Act one is funny, feel-good, escapist entertainment, the kind of first-rate romantic-comedy writing that made me thankful I wasn’t diabetic lest I find myself in a sugar coma. It’s certainly a departure for this playwright, the writing here almost entirely bereft of the surface difficulty and gritty urban poetry that has distinguished his work from “Marisol” to “References to Salvador Dali Make Me Hot” to “Massacre: Sing to Your Children” (Rivera’s imaginative and powerful response to 9/11). And if those previous efforts have reminded one of the works of Sam Shepard, Tony Kushner or Dylan Thomas, here the play’s empty charms are reminiscent of the films of Nora Ephron, the old-fashioned values-trumpeting plays of Neil Simon and the guilty-pleasure histrionics of a Hispanic telenovela. I have no problem with this (it’s nice to see a serious writer let his hair down and attempt new things) and it would be disingenuous of me not to admit that I was easily entertained. My problem with the play—especially after the second act—is its dishonesty and seeming contradictions. In the first act it seems to be saying something about an emancipated woman surviving—on her own terms—in a culturally-specific patriarchal world, but if she were to remain true to this anachronistic integrity in the second act, after a terrible second betrayal that threatens her faith in the opposite sex and in God, we should see her walk out that door faster than Ibsen’s Nora. She can’t, of course, given the setup. And yet, it strikes me that when you really break it down, apart from Rivera’s cavalier attitude towards destructive infidelity (the way it’s handled here, you’d think its perpetrator had forgotten to take out the trash), the play seems to extol the kind of misguided, masochistic and self-deceptive thinking—about what you have to sacrifice in the name of love and companionship—that keeps people together far longer than they probably should be. It’s what the French might label, a romantic nostalgie de la boue.

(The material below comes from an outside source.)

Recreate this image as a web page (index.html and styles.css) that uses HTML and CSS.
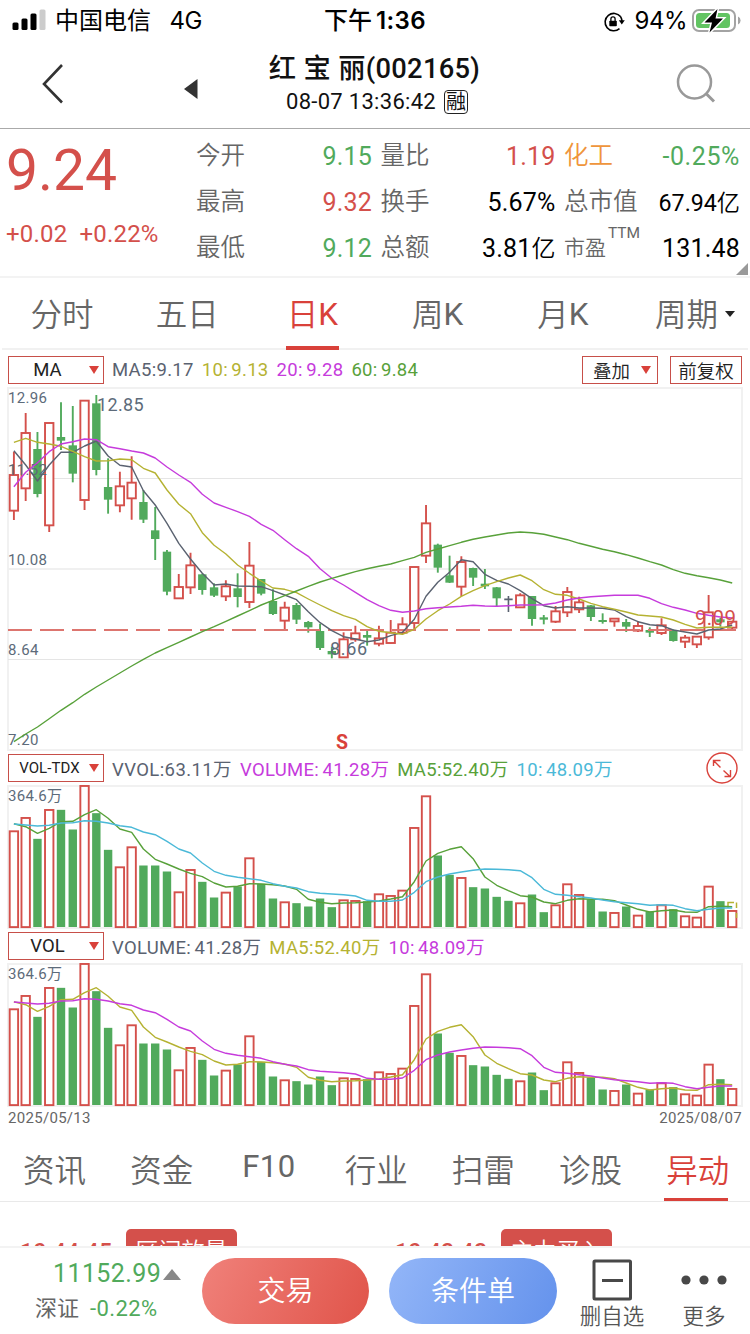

Thankfully, even as the play becomes intellectually muddier and more shallow by the minute, the acting gets better and better, where it’s quite possible to recommend “Boleros” for the performances alone, as well as a coup de theatre involving a stunning staging surprise at the end of act one (and that only the Goodman could afford to lavish on a play in these troubled economic times) that is usually the province of big epic mega-musicals. Speaking of commitment, this is exactly what director Henry Godinez extracts from his amazing cast, which includes memorable performances from the always smart and soulful Sandra Marquez, Elizabeth Ledo (who has the instantaneous likability factor of a young Didi Conn), Joe Minoso (an actor who somehow makes husky seem sexy) and Liza Fernandez (repeating her role—vocal quality and all— from “The Last Days of Judas Iscariot” yet effective nonetheless). They devote themselves to each moment with full abandon (the only way to successfully tame a character in a Rivera play), and they are the source of the evening’s real merit and power (Fabrizio O. Almeida)
“Boleros for the Disenchanted” plays at the Goodman Theatre, 170 North Dearborn, (312)443-3800, through July 26.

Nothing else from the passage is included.